Sunday, November 29, 2015

Who are women going to vote for?

After I read the Chateau Heartiste piece on this being the Golden Age for Charismatic Jerkboys, I Googled all the latest polls for a breakdown of voters by gender. I wanted to see how many of Trump voters are women. None of the polls have that information. Yet, when the actual election takes place, we get that information immediately.

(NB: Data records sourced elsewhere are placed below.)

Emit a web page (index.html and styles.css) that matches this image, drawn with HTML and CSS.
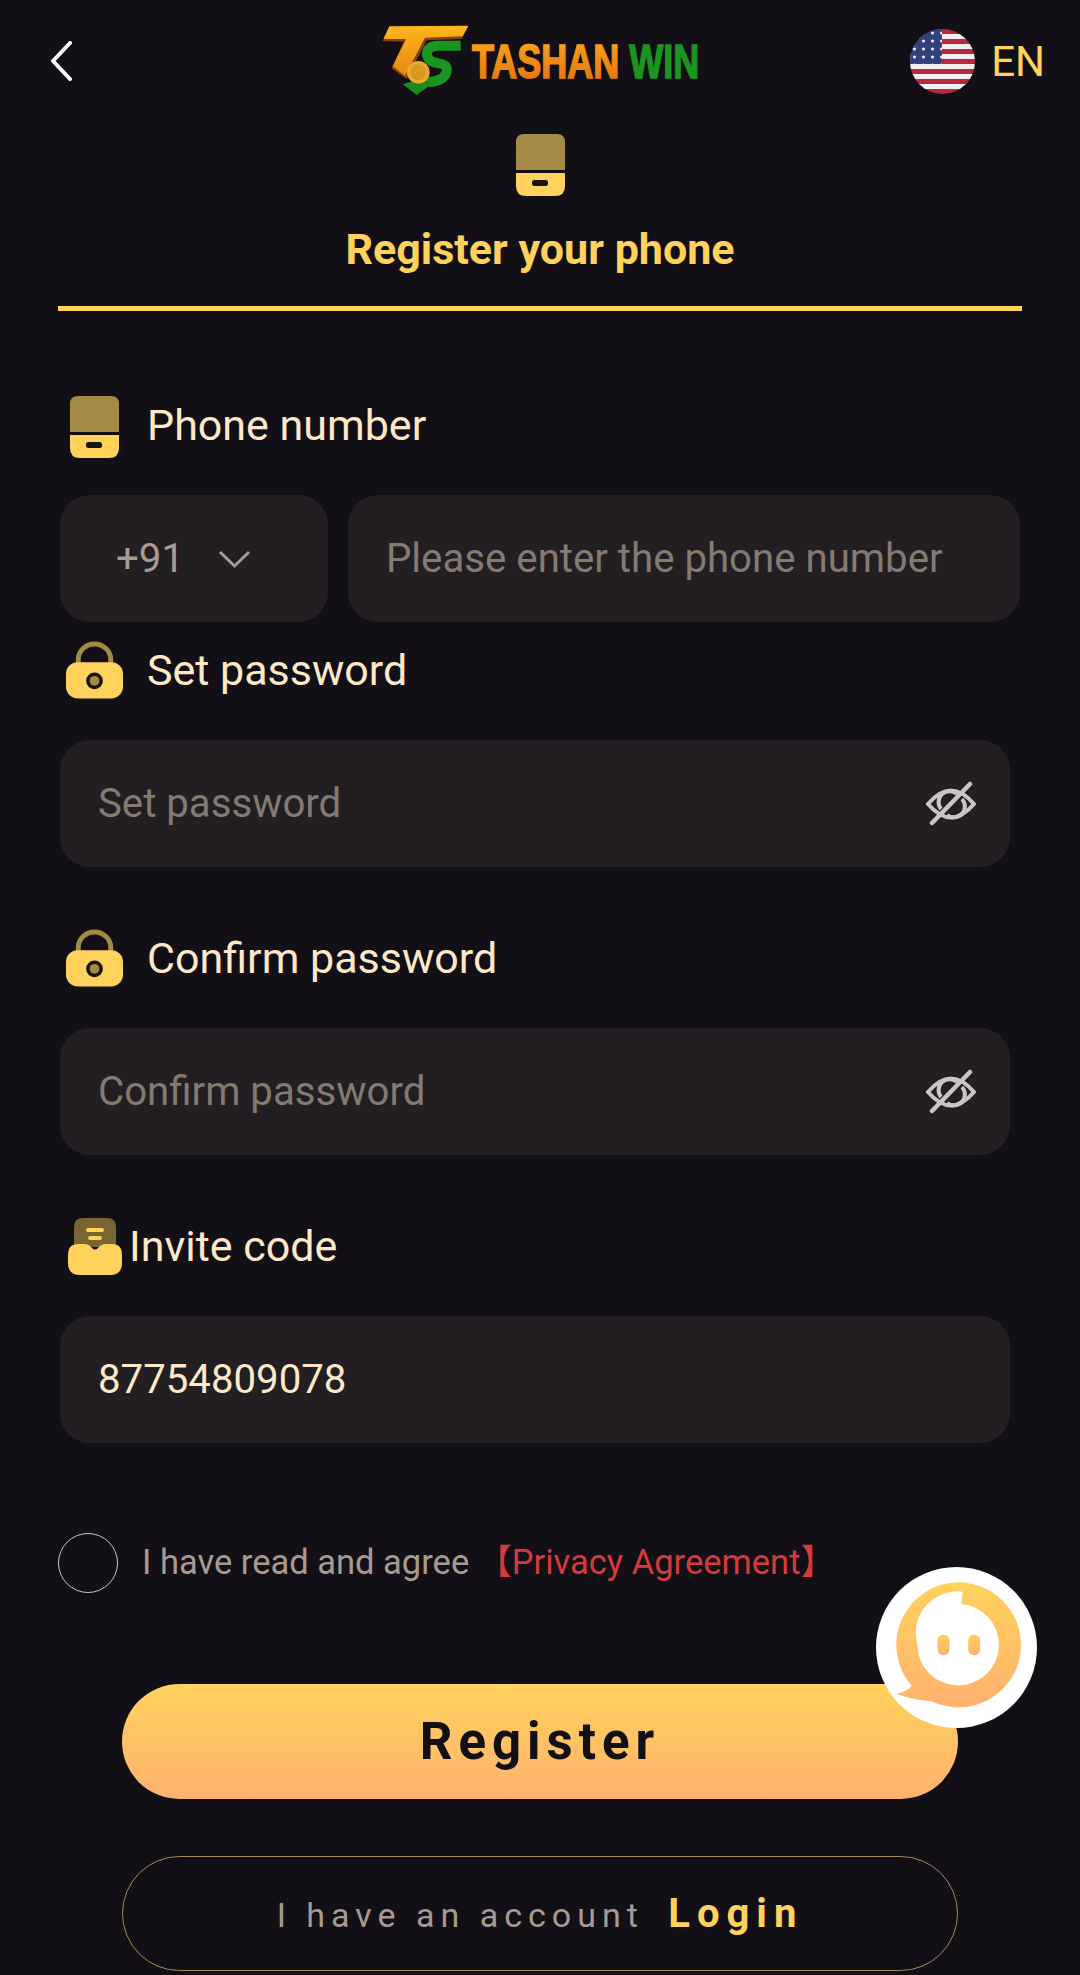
FILE: index.html
```html
<!DOCTYPE html>
<html lang="en">
<head>
    <meta charset="UTF-8">
    <meta name="viewport" content="width=device-width, initial-scale=1.0">
    <title>Register</title>
    <link rel="stylesheet" href="styles.css">
</head>
<body>
    <div class="page">

        <!-- top bar -->
        <header class="topbar">
            <svg class="back" width="22" height="40" viewBox="0 0 22 40">
                <path d="M20 2 L3 20 L20 38" fill="none" stroke="#fff" stroke-width="4" stroke-linecap="round" stroke-linejoin="round"/>
            </svg>
            <svg class="logo" width="320" height="76" viewBox="0 0 320 76">
                <defs>
                    <linearGradient id="orange" x1="0" y1="0" x2="0" y2="1">
                        <stop offset="0" stop-color="#fba81c"/>
                        <stop offset="1" stop-color="#e0700e"/>
                    </linearGradient>
                    <linearGradient id="tbar" x1="0" y1="0" x2="0" y2="1">
                        <stop offset="0" stop-color="#fcb81c"/>
                        <stop offset="1" stop-color="#ea8412"/>
                    </linearGradient>
                </defs>
                <g transform="translate(-20 -14) scale(.3333)">
                    <!-- T -->
                    <path d="M68 96 L92 60 L325 52 L305 90 L200 94 L140 210 L95 178 L132 98 Z" fill="#8f3d0e"/>
                    <path d="M88 52 L325 50 L308 82 L195 86 L135 200 L98 172 L138 90 L70 90 Z" fill="url(#tbar)"/>
                    <!-- S -->
                    <path d="M302 110 L232 110 Q196 112 202 142 Q208 160 240 164 Q268 168 258 194 Q248 216 205 220" fill="none" stroke="#1c9420" stroke-width="30"/>
                    <path d="M128 226 L170 258 L215 226 L200 205 Z" fill="#1c8a1f"/>
                    <circle cx="175" cy="190" r="34" fill="#e8ac2a"/>
                    <circle cx="175" cy="190" r="24" fill="#d99a24"/>
                </g>
                <text transform="translate(92 55) scale(.75 1)" class="logo-word"><tspan fill="url(#orange)" stroke="url(#orange)">TASHAN</tspan> <tspan fill="#1c9420" stroke="#1c9420">WIN</tspan></text>
            </svg>
            <div class="lang">
                <svg width="65" height="65" viewBox="0 0 65 65">
                    <defs>
                        <clipPath id="round"><circle cx="32.5" cy="32.5" r="32.5"/></clipPath>
                        <pattern id="stripes" width="65" height="10" patternUnits="userSpaceOnUse">
                            <rect width="65" height="10" fill="#f3eef0"/>
                            <rect width="65" height="5" fill="#b8283f"/>
                        </pattern>
                        <pattern id="stars" width="9" height="8" patternUnits="userSpaceOnUse">
                            <circle cx="4.5" cy="4" r="1.5" fill="#eef0f6"/>
                        </pattern>
                    </defs>
                    <g clip-path="url(#round)">
                        <rect width="65" height="65" fill="url(#stripes)"/>
                        <rect width="32" height="35" fill="#33407a"/>
                        <rect width="32" height="35" fill="url(#stars)"/>
                    </g>
                </svg>
                <span>EN</span>
            </div>
        </header>

        <!-- active tab -->
        <div class="tab">
            <svg class="phone-icon" width="49" height="62" viewBox="0 0 49 62">
                <path d="M0 36 V8 Q0 0 8 0 H41 Q49 0 49 8 V36 Z" fill="#a38b45"/>
                <path d="M0 39 H49 V52 Q49 62 39 62 H10 Q0 62 0 52 Z" fill="#ffd25c"/>
                <rect x="16" y="46" width="16" height="6" rx="2.5" fill="#17130f"/>
            </svg>
            <h2 class="tab-title">Register your phone</h2>
        </div>

        <form class="form">
            <div class="field field-first">
                <label class="field-label">
                    <span class="label-icon icon-low">
                        <svg width="49" height="62" viewBox="0 0 49 62">
                            <path d="M0 36 V8 Q0 0 8 0 H41 Q49 0 49 8 V36 Z" fill="#a38b45"/>
                            <path d="M0 39 H49 V52 Q49 62 39 62 H10 Q0 62 0 52 Z" fill="#ffd25c"/>
                            <rect x="16" y="46" width="16" height="6" rx="2.5" fill="#17130f"/>
                        </svg>
                    </span>
                    Phone number
                </label>
                <div class="phone-row">
                    <div class="box code-box">
                        <span>+91</span>
                        <svg width="33" height="20" viewBox="0 0 33 20">
                            <path d="M2 3 L16.5 17 L31 3" fill="none" stroke="#a89a92" stroke-width="3"/>
                        </svg>
                    </div>
                    <div class="box phone-box"><span class="placeholder">Please enter the phone number</span></div>
                </div>
            </div>

            <div class="field field-tight">
                <label class="field-label">
                    <span class="label-icon">
                        <svg width="58" height="58" viewBox="0 0 58 58">
                            <path d="M12.5 24 V18 A16.5 15.5 0 0 1 45.5 18 V24" fill="none" stroke="#a38b45" stroke-width="5"/>
                            <rect x="0" y="21" width="58" height="37" rx="12" fill="#ffd25c"/>
                            <circle cx="29" cy="40" r="8.5" fill="#17130f"/>
                            <circle cx="29" cy="40" r="5" fill="#a38b45"/>
                        </svg>
                    </span>
                    Set password
                </label>
                <div class="box password-box">
                    <span class="placeholder">Set password</span>
                    <svg class="eye" width="50" height="46" viewBox="0 0 50 46">
                        <path d="M2 23 Q25 -4 48 23 Q25 50 2 23 Z" fill="none" stroke="#c9c5c3" stroke-width="4"/>
                        <path d="M15 28 A11 11 0 0 1 31 13 M36 18 A11 11 0 0 1 21 34" fill="none" stroke="#c9c5c3" stroke-width="4"/>
                        <path d="M6 42 L44 3" stroke="#c9c5c3" stroke-width="4.5" stroke-linecap="round"/>
                    </svg>
                </div>
            </div>

            <div class="field">
                <label class="field-label">
                    <span class="label-icon">
                        <svg width="58" height="58" viewBox="0 0 58 58">
                            <path d="M12.5 24 V18 A16.5 15.5 0 0 1 45.5 18 V24" fill="none" stroke="#a38b45" stroke-width="5"/>
                            <rect x="0" y="21" width="58" height="37" rx="12" fill="#ffd25c"/>
                            <circle cx="29" cy="40" r="8.5" fill="#17130f"/>
                            <circle cx="29" cy="40" r="5" fill="#a38b45"/>
                        </svg>
                    </span>
                    Confirm password
                </label>
                <div class="box password-box">
                    <span class="placeholder">Confirm password</span>
                    <svg class="eye" width="50" height="46" viewBox="0 0 50 46">
                        <path d="M2 23 Q25 -4 48 23 Q25 50 2 23 Z" fill="none" stroke="#c9c5c3" stroke-width="4"/>
                        <path d="M15 28 A11 11 0 0 1 31 13 M36 18 A11 11 0 0 1 21 34" fill="none" stroke="#c9c5c3" stroke-width="4"/>
                        <path d="M6 42 L44 3" stroke="#c9c5c3" stroke-width="4.5" stroke-linecap="round"/>
                    </svg>
                </div>
            </div>

            <div class="field">
                <label class="field-label label-tight">
                    <span class="label-icon">
                        <svg width="54" height="58" viewBox="0 0 54 58">
                            <path d="M6 30 V10 Q6 1 15 1 H39 Q48 1 48 10 V30 Z" fill="#7a6431"/>
                            <rect x="18" y="11" width="18" height="4" rx="2" fill="#ffd25c"/>
                            <rect x="20" y="19" width="14" height="4" rx="2" fill="#ffd25c"/>
                            <path d="M0 38 Q0 27 10 27 H16 Q21 27 24 31 Q27 34 30 31 Q33 27 38 27 H44 Q54 27 54 38 V46 Q54 58 42 58 H12 Q0 58 0 46 Z" fill="#ffd25c"/>
                        </svg>
                    </span>
                    Invite code
                </label>
                <div class="box password-box">
                    <span class="value">87754809078</span>
                </div>
            </div>

            <div class="agree">
                <span class="radio"></span>
                <span class="agree-text">I have read and agree</span>
                <span class="agree-link">【Privacy Agreement】</span>
            </div>

            <button type="button" class="btn-register">Register</button>
            <button type="button" class="btn-login">I have an account <b>Login</b></button>
        </form>

        <!-- floating chat button -->
        <svg class="chat" width="161" height="161" viewBox="48 52 482 482">
            <defs>
                <linearGradient id="chatfill" x1="0" y1="0" x2="0" y2="1">
                    <stop offset="0" stop-color="#ffd25c"/>
                    <stop offset="1" stop-color="#ffb26f"/>
                </linearGradient>
            </defs>
            <circle cx="289" cy="293" r="241" fill="#fff"/>
            <path d="M295 98 A187 187 0 1 1 215 454 Q165 450 108 432 Q140 425 155 408 A187 187 0 0 1 295 98 Z" fill="url(#chatfill)"/>
            <path d="M308 126 L303 163 A122 122 0 1 1 172 285 A125 125 0 0 1 308 126 Z" fill="#fff"/>
            <rect x="232" y="254" width="36" height="62" rx="18" fill="url(#chatfill)"/>
            <rect x="324" y="254" width="36" height="62" rx="18" fill="url(#chatfill)"/>
        </svg>
    </div>
</body>
</html>
```

FILE: styles.css
```css
*{
    box-sizing: border-box;
}
body{
    margin: 0;
    background-color: #121016;
    font-family: Roboto, "Noto Sans CJK SC", sans-serif;
}
.page{
    position: relative;
    width: 1080px;
    height: 1975px;
    overflow: hidden;
    background-color: #121016;
}

/* top bar */
.topbar{
    display: grid;
    grid-template-columns: 1fr auto 1fr;
    align-items: center;
    height: 122px;
    padding: 0 35px;
}
.back{
    margin-left: 15px;
}
.logo{
    display: block;
    overflow: visible;
}
.logo-word{
    font-family: "Liberation Sans", sans-serif;
    font-size: 48px;
    font-weight: 700;
    stroke-width: 1.6px;
}
.lang{
    display: flex;
    align-items: center;
    justify-content: flex-end;
    gap: 16px;
    color: #ffd25c;
    font-size: 42px;
}

/* active tab */
.tab{
    display: flex;
    flex-direction: column;
    align-items: center;
    margin: 0 58px;
    padding: 12px 0 33px;
    border-bottom: 5px solid #ffd25c;
}
.tab-title{
    margin: 29px 0 0;
    color: #ffd25c;
    font-size: 43px;
    font-weight: 700;
    line-height: 48px;
}

/* form */
.form{
    padding-left: 60px;
}
.field{
    margin-top: 62px;
}
.field-first{
    margin-top: 85px;
}
.field-tight{
    margin-top: 19px;
}
.field-label{
    display: flex;
    align-items: center;
    gap: 24px;
    height: 60px;
    margin-bottom: 39px;
    padding: 0 0 2px 6px;
    color: #fde8c8;
    font-size: 43px;
}
.label-tight{
    gap: 6px;
}
.label-icon{
    display: flex;
    justify-content: center;
    width: 57px;
}
.icon-low{
    margin-top: 4px;
}
.box{
    display: flex;
    align-items: center;
    height: 127px;
    border-radius: 30px;
    background-color: #231e22;
    font-size: 40.2px;
}
.phone-row{
    display: flex;
    gap: 20px;
}
.code-box{
    gap: 34px;
    width: 268px;
    padding-left: 56px;
    color: #a89a92;
}
.phone-box{
    width: 672px;
    padding-left: 38px;
}
.password-box{
    justify-content: space-between;
    width: 950px;
    padding: 0 34px 0 38px;
}
.placeholder{
    color: #857a72;
}
.value{
    color: #fde8c8;
}

/* agreement row */
.agree{
    display: flex;
    align-items: center;
    height: 60px;
    margin: 90px 0 0 -2px;
    font-size: 34.5px;
    line-height: 40px;
}
.radio{
    width: 60px;
    height: 60px;
    margin-right: 24px;
    border: 1px solid #c9c5c3;
    border-radius: 50%;
}
.agree-text{
    margin-bottom: 2px;
    color: #a89a92;
}
.agree-link{
    margin: 0 0 2px 8px;
    color: #d63a3a;
}

/* buttons */
.btn-register,
.btn-login{
    display: block;
    width: 836px;
    height: 115px;
    margin-left: 62px;
    border-radius: 58px;
    font-family: inherit;
}
.btn-register{
    margin-top: 91px;
    border: 0;
    background: linear-gradient(180deg, #ffd25c, #ffb26f);
    color: #121016;
    font-size: 51px;
    font-weight: 700;
    letter-spacing: 6px;
}
.btn-login{
    margin-top: 57px;
    border: 1px solid #a38b5a;
    background: transparent;
    color: #a89a92;
    font-size: 34px;
    letter-spacing: 6px;
}
.btn-login b{
    margin-left: 10px;
    color: #ffd25c;
    font-size: 40px;
    letter-spacing: 7px;
}

/* floating chat button */
.chat{
    position: absolute;
    left: 876px;
    top: 1567px;
}
```
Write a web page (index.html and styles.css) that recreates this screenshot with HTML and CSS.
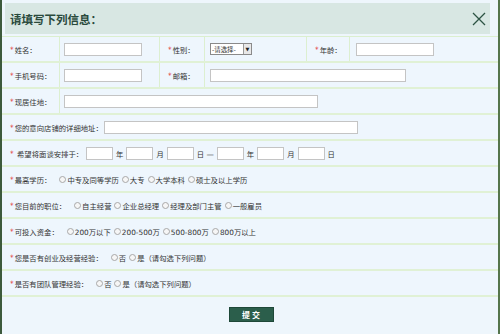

I went to the best number-crunching website, Five Thirty Eight. They did not have that information either, but they did have this:
Are single women showing up as likely voters? Single women have become a bedrock Democratic constituency, and if Clinton is the nominee, and if Planned Parenthood battles remain in the news, the percentage of single women in the electorate could rise above the difference-making threshold. In 2007, about 50 million single women were eligible to vote; by 2012, the figure was 55.2 million. Their rate of growth was much faster than the other three gender-marital groups. The problem: getting single women to vote is harder than it should be for Democrats, compared with the effort it takes to turn out other groups. The percentage of voting-eligible married women (and men) who cast ballots in general election years is consistently about 10 percentage points higher than the turnout for single women. If that gap narrows to about 5 percentage points by fall 2016, Democrats will have an edge to re-create a winning coalition in states such as North Carolina, Virginia and Florida.

I sent them an email asking how many of Trump supporters are women.